Japan Flavor: I spent all summer begging the band to import some of their post-rock improv lessons from their June visit to the Far East, eventually concluding that it just wasn’t feasible in American amphitheaters. But in the slightly more intimate surroundings of an arena, maybe there’s hope? Tonight’s late Gin might not reach the heights of the summer’s great versions, but it makes time for a very minimal and weird postscript jam where Fish hops on vacuum and Trey takes over drums while Page plays new-age keyboards. Does it reach the abstract depths of Fukuoka? Nah, but at least they’re giving it another try on this leg
There’s enough promising details here for me to overlook this show’s flaws, including another trainwreck Glide, a surprisingly sloppy Taste, and the strange, late pull of the sleepy Back at the Chicken Shack to deflate the energy built up by a very solid Bowie. But at least that’s an experiment in dynamics, a welcome one after the overcranked loudness wars of summer. A mellow mood isn’t such a bad origin point for a high-pressure tour, and it sounds like the down time, both past and promised, did them good.

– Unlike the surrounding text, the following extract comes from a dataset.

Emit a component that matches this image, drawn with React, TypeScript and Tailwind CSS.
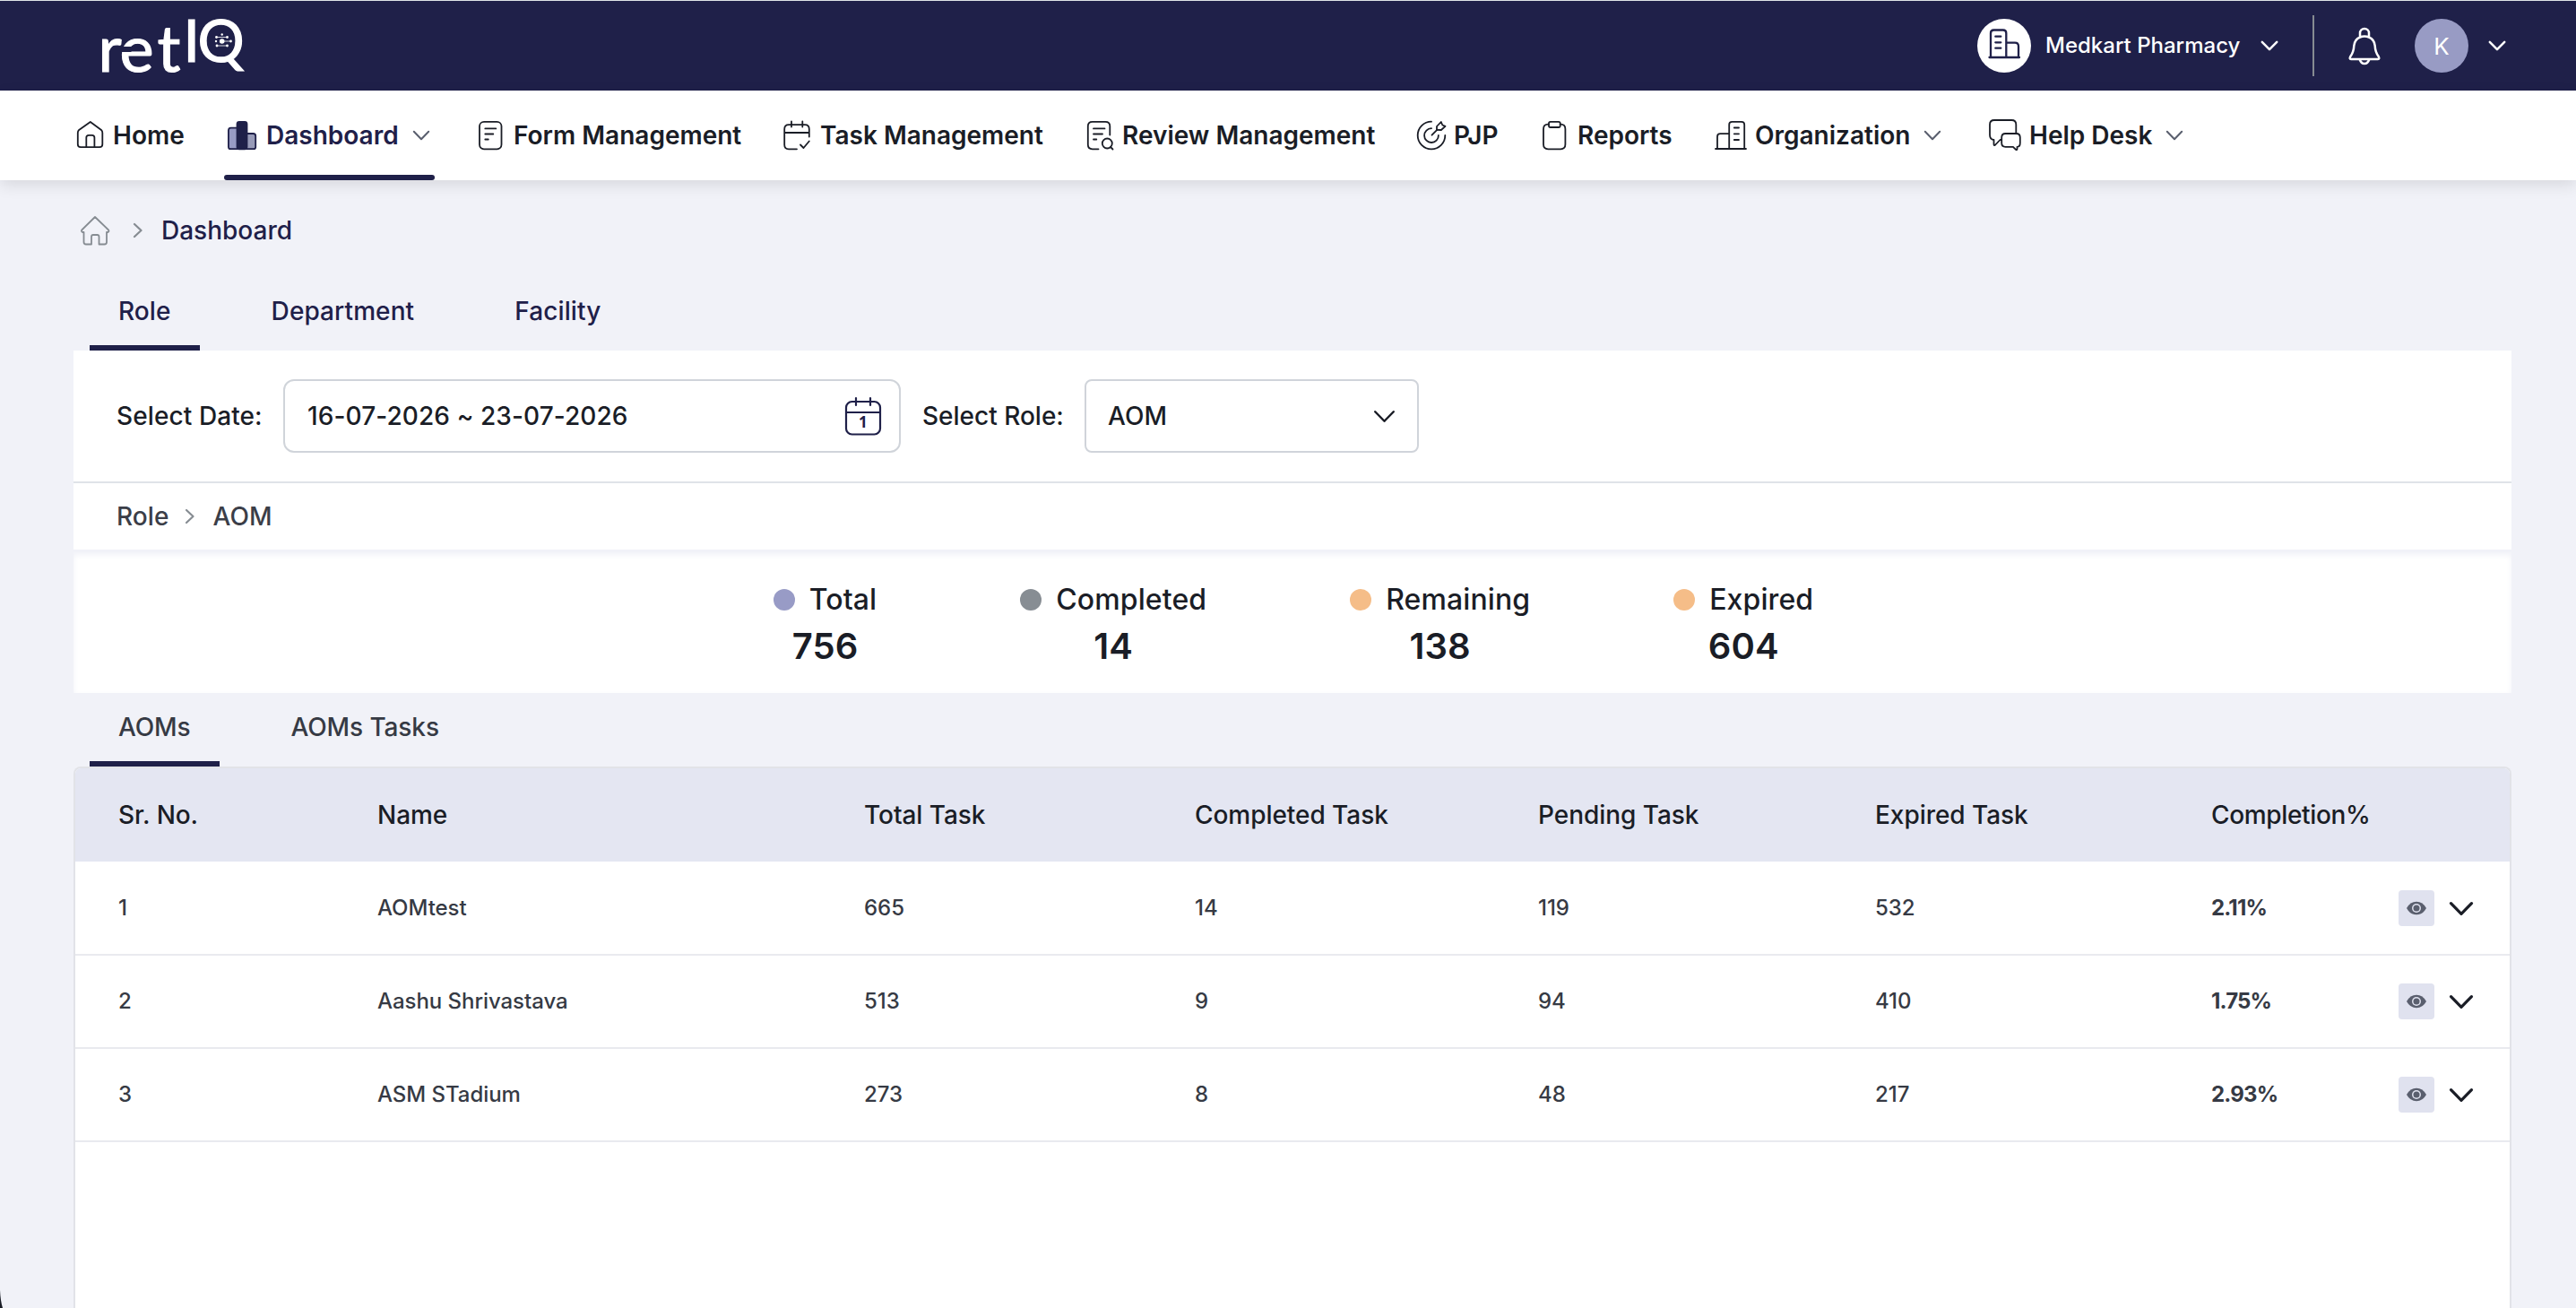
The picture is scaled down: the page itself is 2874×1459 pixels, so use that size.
import React, { useState } from 'react';

interface NavItem {
  label: string;
  width: string;
  gap: string;
  icon: React.ReactNode;
  active?: boolean;
  hasMenu?: boolean;
}

interface StatItem {
  label: string;
  value: number;
  dot: string;
}

interface TaskRow {
  id: number;
  name: string;
  total: number;
  completed: number;
  pending: number;
  expired: number;
  completion: string;
}

interface TabsProps {
  items: string[];
  active: string;
  onChange: (tab: string) => void;
  className: string;
}

const NavIcon: React.FC<{ children: React.ReactNode }> = ({ children }) => (
  <svg
    viewBox="0 0 40 40"
    className="w-10 h-10 shrink-0"
    fill="none"
    stroke="currentColor"
    strokeWidth="1.8"
    strokeLinecap="round"
    strokeLinejoin="round"
  >
    {children}
  </svg>
);

const ChevronDown: React.FC<{ className: string; strokeWidth?: number }> = ({ className, strokeWidth = 2 }) => (
  <svg
    viewBox="0 0 20 12"
    className={className}
    fill="none"
    stroke="currentColor"
    strokeWidth={strokeWidth}
    strokeLinecap="round"
    strokeLinejoin="round"
  >
    <path d="M1.8 1.8 10 10.2 18.2 1.8" />
  </svg>
);

const ChevronRight: React.FC = () => (
  <svg
    viewBox="0 0 12 18"
    className="w-3 h-[18px] shrink-0 text-[#868c92]"
    fill="none"
    stroke="currentColor"
    strokeWidth="2.2"
    strokeLinecap="round"
    strokeLinejoin="round"
  >
    <path d="M2 2 9.5 9 2 16" />
  </svg>
);

const navItems: NavItem[] = [
  {
    label: 'Home',
    width: 'w-[170px]',
    gap: 'ml-[6px]',
    icon: (
      <NavIcon>
        <path d="M20.8 5 33 14q1.3 1.2 1.3 3v13q0 3.2-3.2 3.2H10q-3.2 0-3.2-3.2V17q0-1.8 1.3-3Z" />
        <path d="M16.3 33V22.5q0-2.7 2.7-2.7h3.7q2.7 0 2.7 2.7V33" />
      </NavIcon>
    ),
  },
  {
    label: 'Dashboard',
    width: 'w-[277px]',
    gap: 'ml-[7px]',
    active: true,
    hasMenu: true,
    icon: (
      <NavIcon>
        <path d="M15 11.7H7.5q-2.6 0-2.6 2.6V33q0 2.2 2.2 2.2H15Z" fill="#989bc4" />
        <path d="M25 18h7.5q2.7 0 2.7 2.7V33q0 2.2-2.2 2.2h-8Z" fill="#989bb8" />
        <rect x="14.5" y="4.8" width="11" height="30.5" rx="2.5" fill="currentColor" />
      </NavIcon>
    ),
  },
  {
    label: 'Form Management',
    width: 'w-[343px]',
    gap: 'ml-[6px]',
    icon: (
      <NavIcon>
        <rect x="8" y="4.8" width="24.5" height="30.5" rx="5" />
        <path d="M14.3 12.4h12M14.3 18.5h9M14.3 24.5h3.5" />
      </NavIcon>
    ),
  },
  {
    label: 'Task Management',
    width: 'w-[338px]',
    gap: 'ml-[5px]',
    icon: (
      <NavIcon>
        <path d="M32.8 21.5V13q0-4.8-4.8-4.8H10q-4.8 0-4.8 4.8v17.5q0 4.8 4.8 4.8h9M5.2 17h27.6M13 4.5v6M25.3 4.5v6" />
        <path d="m23 30.5 3.5 3.5 6.3-7.5" />
      </NavIcon>
    ),
  },
  {
    label: 'Review Management',
    width: 'w-[369px]',
    gap: 'ml-[4px]',
    icon: (
      <NavIcon>
        <path d="M30.3 19.5V9.8q0-5-5-5H10.8q-5 0-5 5v20.5q0 5 5 5H17.5" />
        <path d="M12 12.4h12.5M12 18.5h10M12 24.5h3.3" />
        <circle cx="27.3" cy="29" r="5.5" />
        <path d="m31 33 2.5 2.5" />
      </NavIcon>
    ),
  },
  {
    label: 'PJP',
    width: 'w-[137px]',
    gap: 'ml-[5px]',
    icon: (
      <NavIcon>
        <path d="M20 4.7A15.3 15.3 0 1 0 35.3 20" />
        <path d="M20 12.2A7.9 7.9 0 1 0 27.9 20M20.5 19.7l6-6" />
        <path d="M26 13.8V10l4.8-5 1.5 3.5 3.2 1.3-4.6 4.2Z" />
      </NavIcon>
    ),
  },
  {
    label: 'Reports',
    width: 'w-[197px]',
    gap: 'ml-[6px]',
    icon: (
      <NavIcon>
        <path d="M14 7.7h-.8q-5.2 0-5.2 5.2v17.2q0 5.2 5.2 5.2h14q5.2 0 5.2-5.2V12.9q0-5.2-5.2-5.2h-.5" />
        <rect x="14" y="4.8" width="12.7" height="6.2" rx="1.8" />
      </NavIcon>
    ),
  },
  {
    label: 'Organization',
    width: 'w-[306px]',
    gap: 'ml-[7px]',
    hasMenu: true,
    icon: (
      <NavIcon>
        <path d="M3 35h34M5 35V21.5q0-3.3 3.3-3.3h9.7M18.2 35V8q0-3.2 3.2-3.2h10.5q3.3 0 3.3 3.2V35" />
        <path d="M23.8 11.5h5.2M23.8 18.3h5.2M23.8 25h5.2" />
      </NavIcon>
    ),
  },
  {
    label: 'Help Desk',
    width: 'w-[260px]',
    gap: 'ml-[7px]',
    hasMenu: true,
    icon: (
      <NavIcon>
        <path d="M32.3 17V8q0-5-5-5H8Q3 3 3 8v11.5q0 5 4.5 5.5v5q.3 1.8 1.7.5L14.5 25H16" />
        <path d="M20.5 18h12q4.3 0 4.3 4.3v6.2q0 4.3-3.3 4.3v2.5q-.3 1.5-1.5.5l-3-3h-8.5q-4.3 0-4.3-4.3v-6.2q0-4.3 4.3-4.3Z" />
      </NavIcon>
    ),
  },
];

const stats: StatItem[] = [
  { label: 'Total', value: 756, dot: 'bg-[#989bc6]' },
  { label: 'Completed', value: 14, dot: 'bg-[#878d93]' },
  { label: 'Remaining', value: 138, dot: 'bg-[#f5bd88]' },
  { label: 'Expired', value: 604, dot: 'bg-[#f5bd88]' },
];

const rows: TaskRow[] = [
  { id: 1, name: 'AOMtest', total: 665, completed: 14, pending: 119, expired: 532, completion: '2.11%' },
  { id: 2, name: 'Aashu Shrivastava', total: 513, completed: 9, pending: 94, expired: 410, completion: '1.75%' },
  { id: 3, name: 'ASM STadium', total: 273, completed: 8, pending: 48, expired: 217, completion: '2.93%' },
];

const columns = ['Sr. No.', 'Name', 'Total Task', 'Completed Task', 'Pending Task', 'Expired Task', 'Completion%'];

const gridColumns = 'grid grid-cols-[289px_543px_369px_383px_376px_375px_1fr] items-center pl-[48px]';

const Logo: React.FC = () => (
  <svg viewBox="0 0 180 100" className="w-[180px] h-[100px] overflow-visible" fill="#ffffff" fontFamily="Lato, sans-serif">
    <g stroke="#ffffff" strokeWidth="1.2">
      <text x="-0.5" y="79" fontSize="72">r</text>
      <text x="23.5" y="79" fontSize="72">e</text>
      <text x="65.5" y="79" fontSize="72">t</text>
      <text x="94.5" y="68" fontSize="66">I</text>
      <text x="110.5" y="68" fontSize="65">Q</text>
    </g>
    {/* notch in the e */}
    <rect x="24" y="51" width="12.5" height="6" fill="#1f2049" />
    {/* network mark inside the Q */}
    <path d="M132 40.5h11M132 50h11M138 45h9" stroke="#ffffff" strokeWidth="0.8" />
    <circle cx="137.7" cy="45" r="2.8" />
    <circle cx="137.7" cy="37.5" r="1.2" />
    <circle cx="131.5" cy="40.5" r="1.4" />
    <circle cx="143.5" cy="40.5" r="1.4" />
    <circle cx="131" cy="45" r="1.2" />
    <circle cx="147.5" cy="45" r="1.4" />
    <circle cx="132" cy="50" r="1.4" />
    <circle cx="143.5" cy="50" r="1.4" />
  </svg>
);

const Header: React.FC = () => (
  <header className="flex items-center justify-between h-[101px] bg-[#1f2049] border-t border-[#dfe4e8] pl-[110px] pr-[78px] text-white">
    <Logo />
    <div className="flex items-center">
      <div className="flex items-center justify-center w-[60px] h-[60px] rounded-full bg-white text-[#1f2049]">
        <svg
          viewBox="0 0 60 60"
          className="w-[60px] h-[60px]"
          fill="none"
          stroke="currentColor"
          strokeWidth="2.3"
          strokeLinecap="round"
          strokeLinejoin="round"
        >
          <path d="M13.5 43h33.5M15 43V16q0-3.5 3.5-3.5h10.3q3.5 0 3.5 3.5v27M32.3 26.7h9.7q4 0 4 4V43" />
          <path d="M20.3 19.7h6M20.3 26.3h6M20.3 32.7h6" />
        </svg>
      </div>
      <span className="ml-4 w-[240px] text-2xl font-medium whitespace-nowrap">Medkart Pharmacy</span>
      <ChevronDown className="w-5 h-3" strokeWidth={2.5} />
      <div className="ml-[38px] w-[2px] h-[68px] bg-[#868b91]" />
      <svg
        viewBox="0 0 40 44"
        className="ml-[36px] w-10 h-11"
        fill="none"
        stroke="currentColor"
        strokeWidth="2.5"
        strokeLinecap="round"
        strokeLinejoin="round"
      >
        <path d="M15 12.5V8a5 5 0 0 1 10 0v4.5M15 12.5q-6 2.5-6.7 9.5-.3 7-4 12-1.5 3 .7 3h30q2.2 0 .7-3-3.7-5-4-12-.7-7-6.7-9.5-5-2-10 0Z" />
        <path d="M14.8 37.5q1.5 4.5 5.2 4.5t5.2-4.5" />
      </svg>
      <div className="ml-[36px] flex items-center justify-center w-[60px] h-[60px] rounded-full bg-[#989bc4] text-[26px]">
        K
      </div>
      <ChevronDown className="ml-[22px] w-5 h-3" strokeWidth={2.5} />
    </div>
  </header>
);

const NavBar: React.FC = () => (
  <nav className="relative flex h-[100px] bg-white pl-[80px] text-[#1a1d26] shadow-[0_6px_16px_rgba(0,0,0,0.1)]">
    {navItems.map((item) => (
      <div key={item.label} className={`${item.width} shrink-0`}>
        <div className={`relative inline-flex items-center h-[100px] ${item.active ? 'text-[#1f2049]' : ''}`}>
          {item.icon}
          <span className={`${item.gap} text-[28px] font-semibold whitespace-nowrap`}>{item.label}</span>
          {item.hasMenu && <ChevronDown className="ml-[15px] w-5 h-3 text-[#5a5f6e]" />}
          {item.active && <div className="absolute left-0 bottom-0 w-[235px] h-[6px] rounded-full bg-[#1f2049]" />}
        </div>
      </div>
    ))}
  </nav>
);

const Breadcrumb: React.FC = () => (
  <div className="flex items-center h-[111px] pl-[4px]">
    <svg
      viewBox="0 0 40 40"
      className="w-10 h-10 text-[#868c92]"
      fill="none"
      stroke="currentColor"
      strokeWidth="1.8"
      strokeLinejoin="round"
    >
      <path d="M20 5 35 19.5q1 1.5-.5 2.5H33v11q0 2.5-2.5 2.5H24.5V27q0-2-2-2h-4.5q-2 0-2 2v8.5H10q-2.5 0-2.5-2.5V22H6q-1.7-1-.7-2.5Z" />
    </svg>
    <span className="ml-[22px] mr-[20px]">
      <ChevronRight />
    </span>
    <span className="tracking-normal">Dashboard</span>
  </div>
);

const Tabs: React.FC<TabsProps> = ({ items, active, onChange, className }) => (
  <div className={`flex gap-12 pl-[18px] ${className}`}>
    {items.map((item) => (
      <button
        key={item}
        onClick={() => onChange(item)}
        className={`px-8 border-b-[6px] whitespace-nowrap ${
          item === active ? 'border-[#1f2049]' : 'border-transparent'
        }`}
      >
        {item}
      </button>
    ))}
  </div>
);

const Filters: React.FC = () => (
  <div className="flex items-center h-[148px] bg-white border-b-2 border-[#dfe3e8] pl-[48px] text-[#1a1d26]">
    <label className="w-[186px] whitespace-nowrap">Select Date:</label>
    <div className="flex items-center justify-between w-[689px] h-[82px] border-2 border-[#d0d4da] rounded-xl pl-[25px] pr-[18px]">
      <span>16-07-2026 ~ 23-07-2026</span>
      <svg
        viewBox="0 0 44 44"
        className="w-11 h-11 text-[#1f2049]"
        fill="none"
        stroke="currentColor"
        strokeWidth="2.2"
        strokeLinecap="round"
      >
        <rect x="3" y="6" width="38" height="36.5" rx="6.5" />
        <path d="M3 18h38M14 2v8M30 2v8" />
        <text
          x="22"
          y="35"
          fontSize="17"
          fontWeight="700"
          textAnchor="middle"
          fill="currentColor"
          stroke="none"
          fontFamily="Noto Sans, sans-serif"
        >
          1
        </text>
      </svg>
    </div>
    <label className="ml-[24px] w-[181px] whitespace-nowrap tracking-normal">Select Role:</label>
    <div className="flex items-center justify-between w-[373px] h-[82px] border-2 border-[#d0d4da] rounded-lg px-[24px]">
      <span>AOM</span>
      <ChevronDown className="w-[25px] h-[15px]" />
    </div>
  </div>
);

const Stats: React.FC = () => (
  <div className="flex justify-center gap-40 h-[160px] bg-white border-t-[3px] border-[#f1f2f8] shadow-[inset_0_3px_6px_#f1f2f8] pt-[29px] pl-[2px] text-[#1a1d26]">
    {stats.map((stat) => (
      <div key={stat.label} className="flex flex-col items-center">
        <div className="flex items-center gap-4 h-[48px] text-[32px]">
          <span className={`w-6 h-6 rounded-full ${stat.dot}`} />
          <span>{stat.label}</span>
        </div>
        <div className="text-[40px] leading-[56px] font-semibold">{stat.value}</div>
      </div>
    ))}
  </div>
);

const TaskTable: React.FC = () => (
  <div className="h-[604px] bg-white border-2 border-b-0 border-[#e2e3e8] rounded-t-lg">
    <div className={`${gridColumns} h-[104px] rounded-t-md bg-[#e4e6f2] tracking-[-0.05px] text-[#1a1d26]`}>
      {columns.map((column) => (
        <div key={column} className="last:tracking-[-0.35px]">
          {column}
        </div>
      ))}
    </div>
    <div className="pt-px">
      {rows.map((row) => (
        <div
          key={row.id}
          className={`${gridColumns} h-[104px] border-b-2 border-[#e9eaef] text-2xl tracking-[-0.05px] text-[#363a44]`}
        >
          <div>{row.id}</div>
          <div>{row.name}</div>
          <div>{row.total}</div>
          <div>{row.completed}</div>
          <div>{row.pending}</div>
          <div>{row.expired}</div>
          <div className="flex items-center">
            <span className="w-[209px] font-bold tracking-[-0.8px]">{row.completion}</span>
            <button className="flex items-center justify-center w-10 h-10 rounded-sm bg-[#e0e2ef]">
              <svg viewBox="0 0 24 16" className="w-6 h-4">
                <path d="M1 8Q5 .7 12 .7T23 8q-4 7.3-11 7.3T1 8Z" fill="#5a5f6e" />
                <circle cx="12" cy="8" r="5" fill="#e0e2ef" />
                <circle cx="12" cy="8" r="3.5" fill="#5a5f6e" />
              </svg>
            </button>
            <ChevronDown className="ml-[16px] w-[28px] h-[17px] text-[#1a1d26]" strokeWidth={2.3} />
          </div>
        </div>
      ))}
    </div>
  </div>
);

const App: React.FC = () => {
  const [groupTab, setGroupTab] = useState('Role');
  const [listTab, setListTab] = useState('AOMs');

  return (
    <div className="relative w-full h-[1459px] overflow-hidden bg-[#f1f2f8] font-['Inter',sans-serif] text-[#1f2049]">
      <Header />
      <NavBar />
      <main className="px-[82px] w-[2884px] text-[28px] font-medium tracking-[0.1px]">
        <Breadcrumb />
        <Tabs
          items={['Role', 'Department', 'Facility']}
          active={groupTab}
          onChange={setGroupTab}
          className="h-[79px] [&>button]:pb-[3px]"
        />
        <Filters />
        <div className="flex items-center h-[74px] bg-white pl-[48px] text-[#3b3e48]">
          <span>Role</span>
          <span className="ml-[17px] mr-[20px]">
            <ChevronRight />
          </span>
          <span>AOM</span>
        </div>
        <Stats />
        <Tabs
          items={['AOMs', 'AOMs Tasks']}
          active={listTab}
          onChange={setListTab}
          className="h-[82px] tracking-[-0.1px] text-[#363a44]"
        />
        <TaskTable />
      </main>
      {/* Rounded window corner */}
      <svg viewBox="0 0 4 20" className="absolute left-0 bottom-0 w-1 h-5">
        <path d="M0 0Q.5 12 3 20H0Z" fill="#1a1d26" />
      </svg>
    </div>
  );
};

export default App;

* - I’m well aware that Summer 2025 is another tour that featured *zero* debuts, and yet it was spectacular. What can I say? The band is different now.



Looking forward to what I’m sure will be a very uplifting month of newsletters.
As a side note, even as a 2003 semi-apologist, it’s pretty surprising to see 2 tours ranked that high on the linked list.
Fun night/weekend but looking back, a pretty underwhelming start to these last few weeks. I did 9 shows this tour and feel like they hit the apex around Rosemont, and then barely slid into the finish that early October. Maybe time will view it differently, let's keep it going, boys!
edit: While it could be viewed as the antithesis of the Albany '99 version (which concluded with a -> MLT, RIIIIGHT), this Ghost is a fist pumper for sure!